Set down each line of the data below exactly as it stands, dropping the pictures.

━━━ Provided material

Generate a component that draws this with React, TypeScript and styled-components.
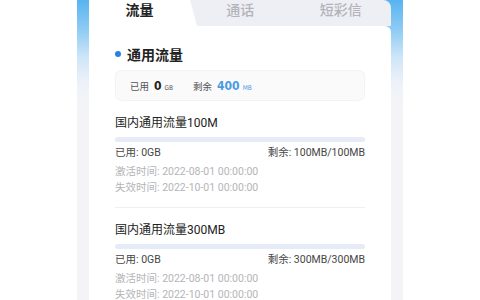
import React from "react";
import styled, { createGlobalStyle } from "styled-components";

const Global = createGlobalStyle`
  html, body { margin: 0; padding: 0; background: #ffffff; }
  body { font-family: "Roboto", "Noto Sans CJK SC", sans-serif; }
  * { box-sizing: border-box; }
`;

const Page = styled.div`
  width: 480px;
  height: 300px;
  overflow: hidden;
  display: flex;
  justify-content: center;
  background: #ffffff;
`;

const Phone = styled.div`
  width: 326px;
  height: 300px;
  padding: 0 12px;
  background: linear-gradient(
    180deg,
    #58b4f1 0px,
    #8fcbf4 30px,
    #cfe6f8 58px,
    #eef2f8 84px,
    #f4f4f6 110px,
    #f4f4f6 100%
  );
  display: flex;
  flex-direction: column;
  overflow: hidden;
`;

const TabBar = styled.div`
  flex-shrink: 0;
  display: grid;
  grid-template-columns: 101px 1fr 1fr;
  height: 26px;
  background: #eeeff5;
  border-top-right-radius: 8px;
`;

const Tab = styled.div<{ $active?: boolean }>`
  position: relative;
  display: flex;
  justify-content: center;
  align-items: flex-start;
  font-family: "Noto Sans CJK SC", sans-serif;
  font-size: 14px;
  line-height: 16px;
  font-weight: ${(p) => (p.$active ? 700 : 500)};
  color: ${(p) => (p.$active ? "#222222" : "#b3b3b9")};
  padding-top: 1px;
  &::before {
    content: "";
    display: ${(p) => (p.$active ? "block" : "none")};
    position: absolute;
    top: 0;
    bottom: 0;
    left: 0;
    right: -7px;
    background: #ffffff;
    clip-path: polygon(0 0, calc(100% - 7px) 0, 100% 100%, 0 100%);
  }
  span {
    position: relative;
  }
`;

const Card = styled.div`
  flex: 1 0 auto;
  background: #ffffff;
  border-top-right-radius: 6px;
  padding: 18px 26px 0 26px;
  display: flex;
  flex-direction: column;
`;

const SectionHead = styled.div`
  display: flex;
  align-items: center;
  gap: 6px;
  height: 20px;
  font-family: "Noto Sans CJK SC", sans-serif;
  font-size: 14px;
  font-weight: 700;
  color: #222222;
  &::before {
    content: "";
    width: 6px;
    height: 6px;
    border-radius: 50%;
    background: #2b7fe0;
  }
`;

const Summary = styled.div`
  margin-top: 6px;
  height: 31px;
  display: flex;
  align-items: center;
  gap: 20px;
  padding: 0 14px;
  background: #fafafb;
  border: 1px solid #f3f3f5;
  border-radius: 6px;
`;

const Stat = styled.div`
  display: flex;
  align-items: baseline;
  gap: 5px;
`;

const StatLabel = styled.span`
  font-family: "Noto Sans CJK SC", sans-serif;
  font-size: 9.5px;
  color: #555555;
`;

const StatValue = styled.span<{ $blue?: boolean }>`
  font-family: "DejaVu Sans Condensed", "DejaVu Sans", sans-serif;
  font-stretch: condensed;
  font-size: 12px;
  font-weight: 700;
  color: ${(p) => (p.$blue ? "#4a9be2" : "#222222")};
  display: inline-flex;
  align-items: baseline;
  gap: 3px;
`;

const StatUnit = styled.span<{ $blue?: boolean }>`
  font-family: "DejaVu Sans Condensed", "DejaVu Sans", sans-serif;
  font-size: 6.5px;
  font-weight: 400;
  color: ${(p) => (p.$blue ? "#4a9be2" : "#555555")};
`;

const Item = styled.div`
  padding: 13px 0 11px 0;
  border-bottom: 1px solid #efefef;
  display: flex;
  flex-direction: column;
`;

const ItemTitle = styled.div`
  font-family: "Roboto", "Noto Sans CJK SC", sans-serif;
  font-size: 12px;
  line-height: 18px;
  color: #222222;
`;

const Bar = styled.div`
  margin-top: 5px;
  height: 5px;
  border-radius: 3px;
  background: #e5ecf8;
  overflow: hidden;
`;

const BarFill = styled.div`
  height: 100%;
  background: #3d8ee6;
`;

const UsedRow = styled.div`
  margin-top: 3px;
  display: flex;
  justify-content: space-between;
  font-family: "Roboto", "Noto Sans CJK SC", sans-serif;
  font-size: 10.5px;
  line-height: 16px;
  color: #454545;
`;

const TimeRow = styled.div<{ $first?: boolean }>`
  margin-top: ${(p) => (p.$first ? "3px" : "0")};
  font-family: "Roboto", "Noto Sans CJK SC", sans-serif;
  font-size: 10.5px;
  line-height: 16px;
  color: #b4b4b8;
`;

const packages = [
  { name: "国内通用流量100M", used: "0GB", left: "100MB/100MB", pct: 0 },
  { name: "国内通用流量300MB", used: "0GB", left: "300MB/300MB", pct: 0 },
];

export default function App() {
  return (
    <>
      <Global />
      <Page>
        <Phone>
          <TabBar>
            <Tab $active>
              <span>流量</span>
            </Tab>
            <Tab>
              <span>通话</span>
            </Tab>
            <Tab>
              <span>短彩信</span>
            </Tab>
          </TabBar>
          <Card>
            <SectionHead>通用流量</SectionHead>
            <Summary>
              <Stat>
                <StatLabel>已用</StatLabel>
                <StatValue>
                  0<StatUnit>GB</StatUnit>
                </StatValue>
              </Stat>
              <Stat>
                <StatLabel>剩余</StatLabel>
                <StatValue $blue>
                  400<StatUnit $blue>MB</StatUnit>
                </StatValue>
              </Stat>
            </Summary>
            {packages.map((p) => (
              <Item key={p.name}>
                <ItemTitle>{p.name}</ItemTitle>
                <Bar>
                  <BarFill style={{ width: `${p.pct}%` }} />
                </Bar>
                <UsedRow>
                  <span>已用: {p.used}</span>
                  <span>剩余: {p.left}</span>
                </UsedRow>
                <TimeRow $first>激活时间: 2022-08-01 00:00:00</TimeRow>
                <TimeRow>失效时间: 2022-10-01 00:00:00</TimeRow>
              </Item>
            ))}
          </Card>
        </Phone>
      </Page>
    </>
  );
}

━━━━━━

§ **Exercise result**
Generate a component that draws this with React, TypeScript and styled-components.
import React from "react";
import styled, { createGlobalStyle } from "styled-components";

const Global = createGlobalStyle`
  html, body { margin: 0; padding: 0; background: #ffffff; }
  body { font-family: "Roboto", "Noto Sans CJK SC", sans-serif; }
  * { box-sizing: border-box; }
`;

const Page = styled.div`
  width: 480px;
  height: 300px;
  overflow: hidden;
  display: flex;
  justify-content: center;
  background: #ffffff;
`;

const Phone = styled.div`
  width: 326px;
  height: 300px;
  padding: 0 12px;
  background: linear-gradient(
    180deg,
    #58b4f1 0px,
    #8fcbf4 30px,
    #cfe6f8 58px,
    #eef2f8 84px,
    #f4f4f6 110px,
    #f4f4f6 100%
  );
  display: flex;
  flex-direction: column;
  overflow: hidden;
`;

const TabBar = styled.div`
  flex-shrink: 0;
  display: grid;
  grid-template-columns: 101px 1fr 1fr;
  height: 26px;
  background: #eeeff5;
  border-top-right-radius: 8px;
`;

const Tab = styled.div<{ $active?: boolean }>`
  position: relative;
  display: flex;
  justify-content: center;
  align-items: flex-start;
  font-family: "Noto Sans CJK SC", sans-serif;
  font-size: 14px;
  line-height: 16px;
  font-weight: ${(p) => (p.$active ? 700 : 500)};
  color: ${(p) => (p.$active ? "#222222" : "#b3b3b9")};
  padding-top: 1px;
  &::before {
    content: "";
    display: ${(p) => (p.$active ? "block" : "none")};
    position: absolute;
    top: 0;
    bottom: 0;
    left: 0;
    right: -7px;
    background: #ffffff;
    clip-path: polygon(0 0, calc(100% - 7px) 0, 100% 100%, 0 100%);
  }
  span {
    position: relative;
  }
`;

const Card = styled.div`
  flex: 1 0 auto;
  background: #ffffff;
  border-top-right-radius: 6px;
  padding: 18px 26px 0 26px;
  display: flex;
  flex-direction: column;
`;

const SectionHead = styled.div`
  display: flex;
  align-items: center;
  gap: 6px;
  height: 20px;
  font-family: "Noto Sans CJK SC", sans-serif;
  font-size: 14px;
  font-weight: 700;
  color: #222222;
  &::before {
    content: "";
    width: 6px;
    height: 6px;
    border-radius: 50%;
    background: #2b7fe0;
  }
`;

const Summary = styled.div`
  margin-top: 6px;
  height: 31px;
  display: flex;
  align-items: center;
  gap: 20px;
  padding: 0 14px;
  background: #fafafb;
  border: 1px solid #f3f3f5;
  border-radius: 6px;
`;

const Stat = styled.div`
  display: flex;
  align-items: baseline;
  gap: 5px;
`;

const StatLabel = styled.span`
  font-family: "Noto Sans CJK SC", sans-serif;
  font-size: 9.5px;
  color: #555555;
`;

const StatValue = styled.span<{ $blue?: boolean }>`
  font-family: "DejaVu Sans Condensed", "DejaVu Sans", sans-serif;
  font-stretch: condensed;
  font-size: 12px;
  font-weight: 700;
  color: ${(p) => (p.$blue ? "#4a9be2" : "#222222")};
  display: inline-flex;
  align-items: baseline;
  gap: 3px;
`;

const StatUnit = styled.span<{ $blue?: boolean }>`
  font-family: "DejaVu Sans Condensed", "DejaVu Sans", sans-serif;
  font-size: 6.5px;
  font-weight: 400;
  color: ${(p) => (p.$blue ? "#4a9be2" : "#555555")};
`;

const Item = styled.div`
  padding: 13px 0 11px 0;
  border-bottom: 1px solid #efefef;
  display: flex;
  flex-direction: column;
`;

const ItemTitle = styled.div`
  font-family: "Roboto", "Noto Sans CJK SC", sans-serif;
  font-size: 12px;
  line-height: 18px;
  color: #222222;
`;

const Bar = styled.div`
  margin-top: 5px;
  height: 5px;
  border-radius: 3px;
  background: #e5ecf8;
  overflow: hidden;
`;

const BarFill = styled.div`
  height: 100%;
  background: #3d8ee6;
`;

const UsedRow = styled.div`
  margin-top: 3px;
  display: flex;
  justify-content: space-between;
  font-family: "Roboto", "Noto Sans CJK SC", sans-serif;
  font-size: 10.5px;
  line-height: 16px;
  color: #454545;
`;

const TimeRow = styled.div<{ $first?: boolean }>`
  margin-top: ${(p) => (p.$first ? "3px" : "0")};
  font-family: "Roboto", "Noto Sans CJK SC", sans-serif;
  font-size: 10.5px;
  line-height: 16px;
  color: #b4b4b8;
`;

const packages = [
  { name: "国内通用流量100M", used: "0GB", left: "100MB/100MB", pct: 0 },
  { name: "国内通用流量300MB", used: "0GB", left: "300MB/300MB", pct: 0 },
];

export default function App() {
  return (
    <>
      <Global />
      <Page>
        <Phone>
          <TabBar>
            <Tab $active>
              <span>流量</span>
            </Tab>
            <Tab>
              <span>通话</span>
            </Tab>
            <Tab>
              <span>短彩信</span>
            </Tab>
          </TabBar>
          <Card>
            <SectionHead>通用流量</SectionHead>
            <Summary>
              <Stat>
                <StatLabel>已用</StatLabel>
                <StatValue>
                  0<StatUnit>GB</StatUnit>
                </StatValue>
              </Stat>
              <Stat>
                <StatLabel>剩余</StatLabel>
                <StatValue $blue>
                  400<StatUnit $blue>MB</StatUnit>
                </StatValue>
              </Stat>
            </Summary>
            {packages.map((p) => (
              <Item key={p.name}>
                <ItemTitle>{p.name}</ItemTitle>
                <Bar>
                  <BarFill style={{ width: `${p.pct}%` }} />
                </Bar>
                <UsedRow>
                  <span>已用: {p.used}</span>
                  <span>剩余: {p.left}</span>
                </UsedRow>
                <TimeRow $first>激活时间: 2022-08-01 00:00:00</TimeRow>
                <TimeRow>失效时间: 2022-10-01 00:00:00</TimeRow>
              </Item>
            ))}
          </Card>
        </Phone>
      </Page>
    </>
  );
}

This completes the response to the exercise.